Copy each line of the entries that contains the word "picture".

▶ **Data for processing**:
--- --- ---
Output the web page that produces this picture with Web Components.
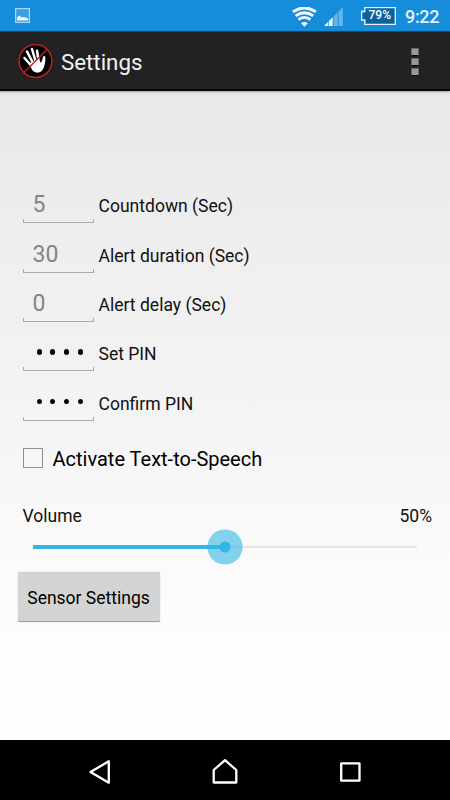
--- --- ---
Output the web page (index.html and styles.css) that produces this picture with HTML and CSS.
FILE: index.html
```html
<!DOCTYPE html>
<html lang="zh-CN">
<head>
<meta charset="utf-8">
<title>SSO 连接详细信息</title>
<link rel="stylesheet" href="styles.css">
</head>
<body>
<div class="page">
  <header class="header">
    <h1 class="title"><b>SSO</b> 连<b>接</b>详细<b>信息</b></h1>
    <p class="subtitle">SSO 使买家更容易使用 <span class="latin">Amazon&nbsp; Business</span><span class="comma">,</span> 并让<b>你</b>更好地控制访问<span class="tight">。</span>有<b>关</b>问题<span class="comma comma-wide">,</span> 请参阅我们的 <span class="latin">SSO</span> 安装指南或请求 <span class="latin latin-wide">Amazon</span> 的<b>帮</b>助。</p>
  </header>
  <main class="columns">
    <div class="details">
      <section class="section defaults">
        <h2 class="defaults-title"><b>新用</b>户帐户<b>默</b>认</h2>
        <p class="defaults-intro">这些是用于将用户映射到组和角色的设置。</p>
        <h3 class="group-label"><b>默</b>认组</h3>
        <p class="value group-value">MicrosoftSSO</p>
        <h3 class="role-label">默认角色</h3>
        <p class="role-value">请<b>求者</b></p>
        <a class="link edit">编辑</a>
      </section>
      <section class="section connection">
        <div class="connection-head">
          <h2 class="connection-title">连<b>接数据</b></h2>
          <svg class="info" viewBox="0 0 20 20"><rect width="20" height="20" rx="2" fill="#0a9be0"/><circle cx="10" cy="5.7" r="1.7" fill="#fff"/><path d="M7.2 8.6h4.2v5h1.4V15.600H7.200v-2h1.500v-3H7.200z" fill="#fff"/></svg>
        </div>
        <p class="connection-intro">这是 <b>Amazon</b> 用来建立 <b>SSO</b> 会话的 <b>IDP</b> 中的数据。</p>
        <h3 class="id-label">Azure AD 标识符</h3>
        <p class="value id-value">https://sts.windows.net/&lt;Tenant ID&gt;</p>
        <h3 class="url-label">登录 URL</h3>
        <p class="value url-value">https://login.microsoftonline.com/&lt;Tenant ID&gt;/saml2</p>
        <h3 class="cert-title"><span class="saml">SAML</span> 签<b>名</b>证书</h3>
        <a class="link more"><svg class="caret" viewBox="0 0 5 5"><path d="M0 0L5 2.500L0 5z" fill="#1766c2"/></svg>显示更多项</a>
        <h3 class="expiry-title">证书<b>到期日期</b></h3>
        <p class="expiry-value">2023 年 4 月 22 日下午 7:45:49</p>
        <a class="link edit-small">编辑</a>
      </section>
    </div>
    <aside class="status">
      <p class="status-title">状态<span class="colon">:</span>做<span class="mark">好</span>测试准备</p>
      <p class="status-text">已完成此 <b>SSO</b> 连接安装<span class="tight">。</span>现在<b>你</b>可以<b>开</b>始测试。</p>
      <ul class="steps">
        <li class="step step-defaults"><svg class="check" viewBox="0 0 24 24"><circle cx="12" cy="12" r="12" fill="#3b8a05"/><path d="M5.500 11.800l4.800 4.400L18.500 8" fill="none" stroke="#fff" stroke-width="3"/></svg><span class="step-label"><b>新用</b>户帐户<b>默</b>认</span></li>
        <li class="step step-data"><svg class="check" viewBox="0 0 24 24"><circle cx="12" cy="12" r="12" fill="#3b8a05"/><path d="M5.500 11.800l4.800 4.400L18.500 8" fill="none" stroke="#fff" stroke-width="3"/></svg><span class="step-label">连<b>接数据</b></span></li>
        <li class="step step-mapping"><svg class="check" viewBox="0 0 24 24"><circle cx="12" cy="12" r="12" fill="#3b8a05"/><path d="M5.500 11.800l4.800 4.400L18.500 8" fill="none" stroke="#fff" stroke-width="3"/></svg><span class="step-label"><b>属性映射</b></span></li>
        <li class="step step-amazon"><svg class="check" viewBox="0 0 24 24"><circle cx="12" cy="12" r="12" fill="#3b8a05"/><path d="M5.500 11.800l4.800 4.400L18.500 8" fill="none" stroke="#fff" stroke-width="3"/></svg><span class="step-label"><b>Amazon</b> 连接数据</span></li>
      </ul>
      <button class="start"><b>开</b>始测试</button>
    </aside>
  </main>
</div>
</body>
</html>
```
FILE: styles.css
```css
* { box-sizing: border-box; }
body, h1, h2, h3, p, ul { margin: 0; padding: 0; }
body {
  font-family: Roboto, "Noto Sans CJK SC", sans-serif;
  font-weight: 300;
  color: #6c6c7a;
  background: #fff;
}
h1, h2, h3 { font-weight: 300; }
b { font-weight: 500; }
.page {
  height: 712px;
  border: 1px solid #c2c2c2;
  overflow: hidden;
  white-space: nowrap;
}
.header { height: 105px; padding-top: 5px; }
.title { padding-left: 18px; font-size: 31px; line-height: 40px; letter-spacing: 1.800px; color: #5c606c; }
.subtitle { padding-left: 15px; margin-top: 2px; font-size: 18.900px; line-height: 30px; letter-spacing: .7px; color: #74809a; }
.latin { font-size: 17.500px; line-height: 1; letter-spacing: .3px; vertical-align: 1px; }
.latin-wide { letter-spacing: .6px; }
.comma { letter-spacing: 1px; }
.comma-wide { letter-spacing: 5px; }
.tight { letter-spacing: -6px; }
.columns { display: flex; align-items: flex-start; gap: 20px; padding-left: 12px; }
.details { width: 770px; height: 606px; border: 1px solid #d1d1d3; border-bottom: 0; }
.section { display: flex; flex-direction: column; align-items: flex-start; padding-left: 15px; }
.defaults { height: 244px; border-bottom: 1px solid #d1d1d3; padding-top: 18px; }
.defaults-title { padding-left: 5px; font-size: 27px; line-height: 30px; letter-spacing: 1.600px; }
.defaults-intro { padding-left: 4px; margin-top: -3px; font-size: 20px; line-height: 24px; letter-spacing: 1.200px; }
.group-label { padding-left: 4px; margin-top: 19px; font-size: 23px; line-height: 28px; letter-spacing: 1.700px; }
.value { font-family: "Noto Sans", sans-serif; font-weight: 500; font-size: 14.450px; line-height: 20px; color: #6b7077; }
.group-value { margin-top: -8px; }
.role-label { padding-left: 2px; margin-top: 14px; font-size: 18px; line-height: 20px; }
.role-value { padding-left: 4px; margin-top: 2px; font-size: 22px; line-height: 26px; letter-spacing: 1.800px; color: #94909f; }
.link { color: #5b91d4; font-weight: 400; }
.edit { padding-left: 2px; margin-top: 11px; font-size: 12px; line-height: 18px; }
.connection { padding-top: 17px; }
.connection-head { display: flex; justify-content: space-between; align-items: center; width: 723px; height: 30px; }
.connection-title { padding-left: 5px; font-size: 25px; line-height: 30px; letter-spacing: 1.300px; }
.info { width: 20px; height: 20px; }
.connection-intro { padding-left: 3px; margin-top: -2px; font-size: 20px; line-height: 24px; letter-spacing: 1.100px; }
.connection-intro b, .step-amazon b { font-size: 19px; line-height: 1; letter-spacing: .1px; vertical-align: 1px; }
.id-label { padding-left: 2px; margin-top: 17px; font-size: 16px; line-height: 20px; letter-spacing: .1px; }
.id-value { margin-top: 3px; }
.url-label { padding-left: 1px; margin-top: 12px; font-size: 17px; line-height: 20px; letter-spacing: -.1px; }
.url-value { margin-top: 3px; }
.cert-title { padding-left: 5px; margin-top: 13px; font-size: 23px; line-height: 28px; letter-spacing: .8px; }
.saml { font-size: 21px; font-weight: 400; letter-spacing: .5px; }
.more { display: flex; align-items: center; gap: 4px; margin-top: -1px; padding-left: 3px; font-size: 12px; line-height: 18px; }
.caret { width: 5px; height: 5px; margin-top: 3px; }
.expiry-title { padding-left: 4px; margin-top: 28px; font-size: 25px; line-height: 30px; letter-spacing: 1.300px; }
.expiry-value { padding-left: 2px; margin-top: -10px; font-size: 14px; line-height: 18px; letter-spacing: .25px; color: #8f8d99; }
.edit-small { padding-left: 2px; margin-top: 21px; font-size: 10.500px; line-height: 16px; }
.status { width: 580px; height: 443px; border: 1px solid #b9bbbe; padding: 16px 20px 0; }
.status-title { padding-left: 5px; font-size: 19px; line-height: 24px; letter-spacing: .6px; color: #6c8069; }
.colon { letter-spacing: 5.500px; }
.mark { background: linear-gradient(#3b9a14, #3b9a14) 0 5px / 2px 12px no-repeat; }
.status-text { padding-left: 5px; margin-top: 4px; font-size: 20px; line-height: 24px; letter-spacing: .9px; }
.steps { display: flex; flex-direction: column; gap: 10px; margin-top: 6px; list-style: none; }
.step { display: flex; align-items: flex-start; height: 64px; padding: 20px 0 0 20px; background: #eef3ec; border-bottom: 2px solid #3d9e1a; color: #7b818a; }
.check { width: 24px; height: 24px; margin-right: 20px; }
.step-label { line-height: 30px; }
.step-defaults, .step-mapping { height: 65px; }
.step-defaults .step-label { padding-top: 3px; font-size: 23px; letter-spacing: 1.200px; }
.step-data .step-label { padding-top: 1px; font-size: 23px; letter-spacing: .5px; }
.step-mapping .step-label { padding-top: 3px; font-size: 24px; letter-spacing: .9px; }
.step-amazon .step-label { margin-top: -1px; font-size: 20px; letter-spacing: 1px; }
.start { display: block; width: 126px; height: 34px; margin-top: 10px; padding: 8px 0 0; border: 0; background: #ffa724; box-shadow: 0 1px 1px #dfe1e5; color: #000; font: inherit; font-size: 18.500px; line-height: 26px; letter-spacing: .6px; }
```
--- --- ---
▶ **Exercise result**:
Output the web page that produces this picture with Web Components.
Output the web page (index.html and styles.css) that produces this picture with HTML and CSS.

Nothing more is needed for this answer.